Tranquilamente, he cogido el metro en dirección a Bourse, para visitar una exposición sobre fotografía americana de los años setenta que está muy bien hasta el punto que me he comprado el catálogo de la misma.
Después un paseo amplio, desde la Rue de Richelieu hasta el Sena, pasando por delante de la Comedie Française y el Museo del Louvre.
Una vez en el Sena, lo de costumbre; los bouquinistes, los jardines del Pont Neuf, muchos turistas, unos chinos haciéndose las fotografías de boda y, cómo no, Notre Dame. Lo mejor del caso es que progresivamente se ha ido aclarando el cielo y al final hemos tenido un sol radiante.
Después de comer, me he dirigido hacia Montparnasse con su horrible mole de torre dominándolo todo. Después de visitar una galería de arte donde tenían en exposición algunas obras de Erwin Blumenfeld, de quien os hable hace unas semanas. Y tras esto, la Fundación Henri Cartier-Bresson, con una exposición de Walker Evans y el maestro Henri mano a mano retratando los Estados Unidos de América. Estupenda; impresionante. También te da la oportunidad de admirar una de las estupendas Leicas del maestro, instrumentos con los que conseguían las mejores imágenes. Suponiendo que yo tuviera algún tipo de creencia religiosa, sería lo más parecido a estar en el lugar más sagrado que se me ocurriese.
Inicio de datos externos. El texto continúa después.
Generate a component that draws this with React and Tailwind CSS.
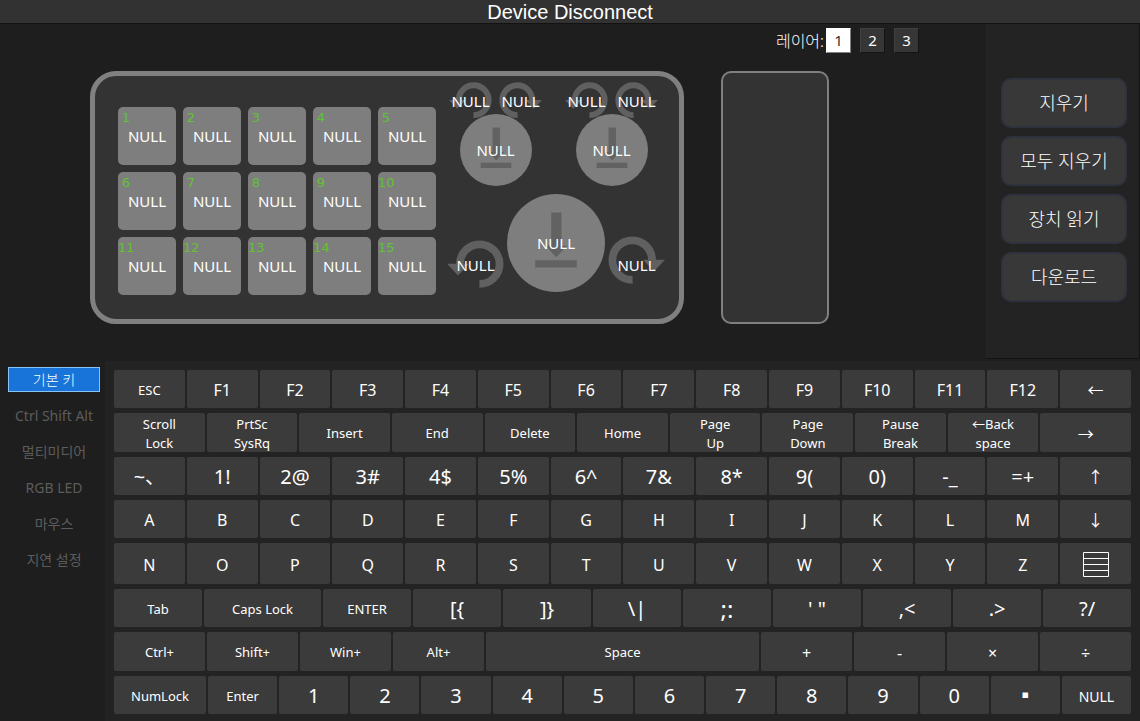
import { useState } from "react";

const SIZES = {
  sm: "text-[13px] leading-[19px]",
  md: "text-[14px] leading-[19px]",
  lg: "text-[16px] leading-[22px]",
  xl: "text-[20px] leading-[26px]",
  xxl: "text-[24px] leading-[26px]",
};

const k = (label, size = "sm", grow = "grow") => ({ label, size, grow });
const many = (text, size) => text.split(" ").map((label) => k(label, size));

const MenuGlyph = () => (
  <svg viewBox="0 0 26 26" className="h-[26px] w-[26px]" fill="none" stroke="white" strokeWidth="1">
    <path d="M0.5 0.5H25.5V24.5H0.5ZM0.5 6.5H25.5M0.5 12.5H25.5M0.5 18.5H25.5" />
  </svg>
);

const ROWS = [
  { height: "h-[38px]", keys: [k("ESC"), ...many("F1 F2 F3 F4 F5 F6 F7 F8 F9 F10 F11 F12 ←", "lg")] },
  {
    height: "h-[39px]",
    keys: [
      k("Scroll\nLock"), k("PrtSc\nSysRq"), k("Insert"), k("End"), k("Delete"), k("Home"),
      k("Page\nUp"), k("Page\nDown"), k("Pause\nBreak"), k("←Back\nspace"), k("→", "lg"),
    ],
  },
  { height: "h-[38px]", keys: [...many("~、 1! 2@ 3# 4$ 5% 6^ 7& 8* 9( 0) -_ =+", "xl"), k("↑", "lg")] },
  { height: "h-[38px]", keys: many("A B C D E F G H I J K L M ↓", "lg") },
  { height: "h-[41px]", keys: [...many("N O P Q R S T U V W X Y Z", "lg"), { ...k("Menu"), glyph: true }] },
  {
    height: "h-[38px]",
    keys: [
      k("Tab"), k("Caps Lock", "sm", "grow-[1.33]"), k("ENTER"),
      ...many("[{ ]} \\|", "xl"), k(";:", "xxl"), k("' \"", "xl"), ...many(",< .> ?/", "xl"),
    ],
  },
  {
    height: "h-[39px]",
    keys: [
      k("Ctrl+"), k("Shift+"), k("Win+"), k("Alt+"), k("Space", "sm", "grow-3"),
      ...many("+ - × ÷", "lg"),
    ],
  },
  {
    height: "h-[38px]",
    keys: [k("NumLock", "sm", "grow-[1.33]"), k("Enter"), ...many("1 2 3 4 5 6 7 8 9 0 ▪", "xl"), k("NULL", "md")],
  },
];

const TABS = ["기본 키", "Ctrl Shift Alt", "멀티미디어", "RGB LED", "마우스", "지연 설정"];
const ACTIONS = ["지우기", "모두 지우기", "장치 읽기", "다운로드"];

function Turn({ right = false, large = false }) {
  return (
    <button
      type="button"
      className={`relative grid place-items-center ${large ? "h-[49px] w-[57px]" : "h-[37px] w-[43px]"} ${
        large ? (right ? "mt-[42px]" : "mt-[46px]") : ""
      }`}
    >
      <svg
        viewBox="0 0 44 37"
        className={`col-start-1 row-start-1 h-full w-full ${right ? "-scale-x-100" : ""}`}
        aria-hidden="true"
      >
        <path d="M25 33.5A15.3 15.3 0 1 0 10 18.5" fill="none" stroke="#606060" strokeWidth="6" />
        <path d="M0 18H17L8.5 27Z" fill="#606060" />
      </svg>
      <span className={`z-10 col-start-1 row-start-1 text-[15px] leading-5 ${large && right ? "pt-2" : ""}`}>
        NULL
      </span>
    </button>
  );
}

function Knob({ large = false }) {
  return (
    <button
      type="button"
      className={`relative grid place-items-center rounded-full bg-[#7e7e7e] ${
        large ? "h-[98px] w-[98px]" : "-mt-[5px] h-[72px] w-[72px]"
      }`}
    >
      <svg viewBox="0 0 72 72" className="col-start-1 row-start-1 h-full w-full" fill="#626262" aria-hidden="true">
        <path d="M32.5 13.5H40V38H44L36.2 46.5L28.4 38H32.5ZM20.7 48.7H51.3V54H20.7Z" />
      </svg>
      <span className="z-10 col-start-1 row-start-1 text-[15px] leading-5">NULL</span>
    </button>
  );
}

function SmallEncoder() {
  return (
    <div className="flex flex-col items-center">
      <div className="flex gap-[7px]">
        <Turn />
        <Turn right />
      </div>
      <Knob />
    </div>
  );
}

function Board() {
  return (
    <div className="flex shrink-0 rounded-[26px] border-[5px] border-[#808080] bg-[#333333] pr-[14px] pb-6 pl-[23px]">
      <div className="mt-[31px] grid grid-cols-5 content-start gap-[7px]">
        {Array.from({ length: 15 }, (_, i) => (
          <button key={i} type="button" className="relative h-[58px] w-[58px] rounded-[5px] bg-[#7e7e7e] text-[15px] leading-5">
            <span className="absolute top-[3px] left-0 w-4 text-center font-['DejaVu_Sans',sans-serif] text-[13px] leading-4 text-[#62c332]">
              {i + 1}
            </span>
            NULL
          </button>
        ))}
      </div>
      <div className="mt-[6px] ml-[11px] flex flex-col gap-2">
        <div className="flex gap-[23px] pl-[2px]">
          <SmallEncoder />
          <SmallEncoder />
        </div>
        <div className="flex items-start gap-[3px]">
          <Turn large />
          <Knob large />
          <Turn large right />
        </div>
      </div>
    </div>
  );
}

export default function App() {
  const [layer, setLayer] = useState(1);
  const [tab, setTab] = useState(0);

  return (
    <div className="flex min-h-screen flex-col bg-[#1e1e1e] font-['Noto_Sans','Noto_Sans_CJK_KR',sans-serif] text-white">
      <header className="border-b border-[#121212] bg-[#323232] pt-[2px]">
        <h1 className="text-center font-['Liberation_Sans',sans-serif] text-[20px] leading-[21px]">Device Disconnect</h1>
      </header>

      <div className="flex">
        <main className="min-w-0 grow pt-1 pb-[37px]">
          <div className="flex items-center justify-end pr-[67px]">
            <span className="mr-[2px] text-[16px] leading-6 font-light">레이어:</span>
            <div className="flex gap-[9px]">
              {[1, 2, 3].map((n) => (
                <button
                  key={n}
                  type="button"
                  aria-pressed={layer === n}
                  onClick={() => setLayer(n)}
                  className={`h-[25px] w-[25px] border text-[15px] leading-[23px] ${
                    layer === n
                      ? "border-t-white border-r-[#808080] border-b-[#808080] border-l-white bg-white text-[#333333]"
                      : "border-t-[#404040] border-r-[#141414] border-b-[#141414] border-l-[#404040] bg-[#363636]"
                  }`}
                >
                  {n}
                </button>
              ))}
            </div>
          </div>
          <div className="mt-[18px] flex gap-[37px] pl-[90px]">
            <Board />
            <div className="w-[108px] rounded-[10px] border-2 border-[#808080] bg-[#333333]" />
          </div>
        </main>

        <aside className="mb-[2px] flex w-[154px] shrink-0 flex-col gap-2 border border-t-0 border-[#121212] border-l-[#272727] bg-[#232323] pt-[54px] pr-3 pl-[14px]">
          {ACTIONS.map((label) => (
            <button
              key={label}
              type="button"
              className="h-[50px] rounded-[10px] border-2 border-[#2e323c] bg-[#383838] text-[18px] leading-6 font-light"
            >
              {label}
            </button>
          ))}
        </aside>
      </div>

      <div className="flex grow">
        <nav className="flex w-[105px] shrink-0 flex-col gap-[11px] pt-[6px] pr-[5px] pl-2">
          {TABS.map((label, i) => (
            <button
              key={label}
              type="button"
              onClick={() => setTab(i)}
              className={`h-[25px] border text-[14px] leading-[23px] whitespace-nowrap ${
                tab === i ? "border-[#8ac4f5] bg-[#1874d8] font-light" : "border-transparent text-[#5c5c5c]"
              }`}
            >
              {label}
            </button>
          ))}
        </nav>

        <section className="flex min-w-0 grow flex-col gap-[5px] bg-[#232323] px-[9px] pt-[9px] pb-[7px]">
          {ROWS.map((row, r) => (
            <div key={r} className={`flex gap-[2px] ${row.height}`}>
              {row.keys.map((key) => (
                <button
                  key={key.label}
                  type="button"
                  aria-label={key.glyph ? key.label : undefined}
                  className={`flex min-w-0 basis-0 items-center justify-center rounded-[2px] bg-[#3b3b3b] pt-[2px] whitespace-pre-line ${key.grow} ${SIZES[key.size]}`}
                >
                  {key.glyph ? <MenuGlyph /> : key.label}
                </button>
              ))}
            </div>
          ))}
        </section>
      </div>
    </div>
  );
}
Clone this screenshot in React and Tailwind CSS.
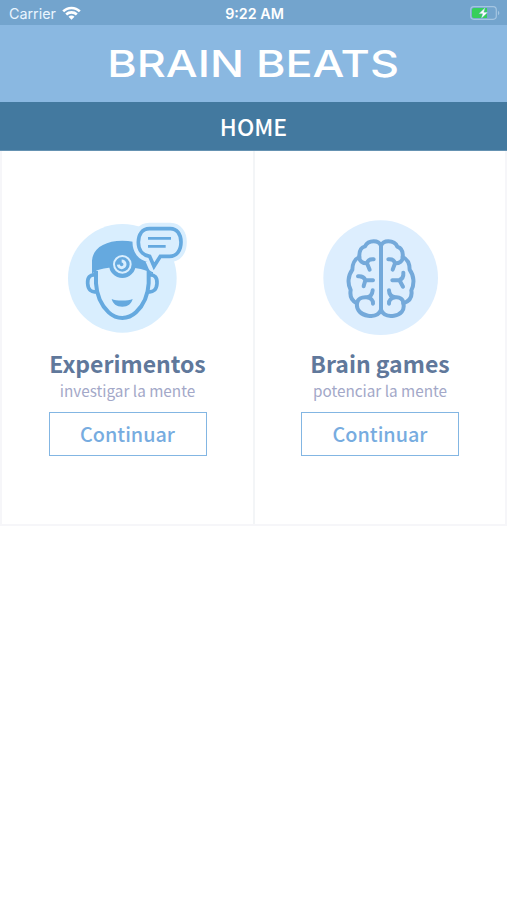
import React from 'react';

const HeadIcon = () => (
  <svg width="135" height="125" viewBox="0 0 405 375" fill="none">
    <circle cx="187" cy="190" r="163" fill="#d9eefe" />
    {/* ears */}
    <path d="M105 180C90 178 82 188 83 205C84 224 94 233 109 230" stroke="#65a9df" strokeWidth="11" />
    <path d="M268 180C284 178 292 188 291 205C290 224 279 233 264 230" stroke="#65a9df" strokeWidth="11" />
    {/* face */}
    <path
      d="M108 168L108 205C110 240 125 272 146 292C160 305 172 309 187 309C202 309 214 305 228 292C249 272 264 240 266 205L266 168"
      stroke="#65a9df"
      strokeWidth="12"
    />
    {/* hair */}
    <path
      d="M96 178L96 137C98 101 133 77 187 77C241 77 277 101 279 137L279 178C263 167 247 162 229 160C212 157 200 156 187 156C168 156 136 158 114 165C106 168 101 172 96 178Z"
      fill="#65a9df"
    />
    <circle cx="187" cy="149" r="40" fill="#65a9df" />
    <circle cx="187" cy="148" r="25" fill="#65a9df" stroke="#d9eefe" strokeWidth="6" />
    <path d="M185 138A10 10 0 1 1 175 149" stroke="#d9eefe" strokeWidth="9" />
    <path d="M155 252C168 258 204 258 218 252C214 267 204 275 187 275C169 275 159 267 155 252Z" fill="#65a9df" />
    {/* speech bubble */}
    <path
      d="M268 41H331C351 41 363 58 363 81C363 107 350 124 329 124H301L282 154L269 124C247 121 235 104 235 82C235 58 247 41 268 41Z"
      fill="#d9eefe"
      stroke="#d9eefe"
      strokeWidth="35"
      strokeLinejoin="round"
    />
    <path
      d="M268 41H331C351 41 363 58 363 81C363 107 350 124 329 124H301L282 154L269 124C247 121 235 104 235 82C235 58 247 41 268 41Z"
      stroke="#65a9df"
      strokeWidth="11"
    />
    <path d="M264 70H333M264 94H317" stroke="#65a9df" strokeWidth="8" />
  </svg>
);

const BrainIcon = () => (
  <svg
    width="130"
    height="125"
    viewBox="0 0 390 375"
    fill="none"
    stroke="#74a9da"
    strokeWidth="12"
    strokeLinecap="round"
    strokeLinejoin="round"
  >
    <circle cx="197" cy="188" r="172" fill="#ddeefe" stroke="none" />
    <path d="M198 92V284" />
    {/* left hemisphere */}
    <path d="M198 92C194 82 186 79 176 79C160 79 154 86 150 94C138 97 132 109 133 126C119 132 112 149 112 164C99 181 97 207 107 225C104 243 110 258 126 265C123 286 139 299 159 302C178 305 192 300 198 284" />
    <path d="M133 126C132 139 145 146 156 145C158 136 165 132 176 133M156 145L164 164" />
    <path d="M129 184C140 183 148 188 151 195C160 196 167 195 174 196M151 195C150 203 147 207 146 214" />
    <path d="M126 265C128 252 140 246 154 247C166 246 172 239 173 226M154 247C168 248 175 256 174 266" />
    {/* right hemisphere */}
    <path d="M198 92C202 82 210 79 220 79C235 79 243 86 247 95C258 99 265 110 263 126C277 132 284 148 284 164C297 181 299 207 289 226C292 243 286 258 265 265C270 286 257 299 237 302C217 305 204 300 198 284" />
    <path d="M263 126C264 139 252 146 240 145C238 136 231 132 220 133M240 145L233 164" />
    <path d="M265 173C266 185 263 192 253 195C245 196 239 195 232 196M253 195L264 215" />
    <path d="M265 265C265 252 254 246 242 247C230 246 222 239 222 226M242 247C228 248 221 256 222 266" />
  </svg>
);

const StatusBar = () => (
  <div className="grid h-[25px] grid-cols-3 items-center bg-[#73a4cd] pt-[3px] pr-[7px] pl-[9px] font-['Inter',sans-serif] text-[14.3px] leading-none text-white">
    <div className="flex items-center gap-[6px]">
      <span className="text-[#eaf5ff]">Carrier</span>
      <svg className="-mt-px" width="19" height="15" viewBox="0 0 19 15" fill="none" stroke="white" strokeWidth="2.6">
        <path d="M1.2 5.4C5.7.8 13.3.8 17.8 5.4M4.2 8.5C7 5.7 12 5.7 14.8 8.5" />
        <path d="M9.5 13.8L6.5 10.8C8.2 9.1 10.8 9.1 12.5 10.8Z" fill="white" stroke="none" />
      </svg>
    </div>
    <span className="text-center font-semibold">9:22 AM</span>
    <svg className="-mt-[3px] justify-self-end" width="30" height="14" viewBox="0 0 30 14" fill="none">
      <rect x="0.7" y="0.7" width="25.6" height="12.6" rx="3.2" stroke="#a5c6e2" strokeWidth="1.2" />
      <path d="M4 2H17V12H4C2.8 12 2 11.2 2 10V4C2 2.8 2.8 2 4 2Z" fill="#35cf5b" />
      <path d="M28 4.8C29.8 5.5 29.8 8.5 28 9.2Z" fill="#a5c6e2" />
      <path d="M15.2 1.6L8.8 7.8H12.6L11.3 12.4L17.8 6.2H13.8Z" fill="white" stroke="#73a4cd" strokeWidth="0.4" />
    </svg>
  </div>
);

const cards = [
  { title: 'Experimentos', subtitle: 'investigar la mente', Icon: HeadIcon },
  { title: 'Brain games', subtitle: 'potenciar la mente', Icon: BrainIcon },
];

const App = () => {
  return (
    <div className="min-h-screen w-full bg-white font-['Noto_Sans_CJK_SC',sans-serif]">
      <StatusBar />
      <header className="flex h-[77px] items-center justify-center bg-[#8ab8e1]">
        <h1 className="origin-center scale-x-[1.215] font-['Inter',sans-serif] text-[37px] leading-none font-medium whitespace-nowrap text-white">
          BRAIN BEATS
        </h1>
      </header>
      <div className="flex h-[49px] items-center justify-center border-b border-[#6592b2] bg-[#43799f]">
        <h2 className="text-[23px] leading-none font-medium text-white">HOME</h2>
      </div>

      <main className="grid h-[375px] grid-cols-[253px_1fr] border-x-2 border-b-2 border-[#f6f6f9]">
        {cards.map(({ title, subtitle, Icon }, index) => (
          <section
            key={title}
            className={`flex flex-col items-center pt-16 ${index === 0 ? 'border-r-2 border-[#f3f5f7]' : ''}`}
          >
            <Icon />
            <h3 className="mt-2 text-[23px] leading-[30px] font-bold text-[#60789b]">{title}</h3>
            <p className="mt-px text-[15.3px] leading-[22px] text-[#a3a8c8]">{subtitle}</p>
            <button className="mt-[11px] h-11 w-[158px] border border-[#83b6e3] text-[19.8px] leading-none font-medium text-[#77ace0]">
              Continuar
            </button>
          </section>
        ))}
      </main>
    </div>
  );
};

export default App;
Tras esta experiencia mística me he dirigido hacia los Champs-Elysées para terminar algunas últimas compras. Pasando eso sí de nuevo por el ínclito Arco de l’Etoile y admirando al caer la tarde la iluminación navideña de la famosa avenida parisina.
Mañana abandonaré París. Es lo que tiene lo bueno. Que se acaba. Me quedará un largo, pero no desagradable, viaje en tren. Tendré cosas que hacer. Y alguna foto que tomar. Ya os contaré.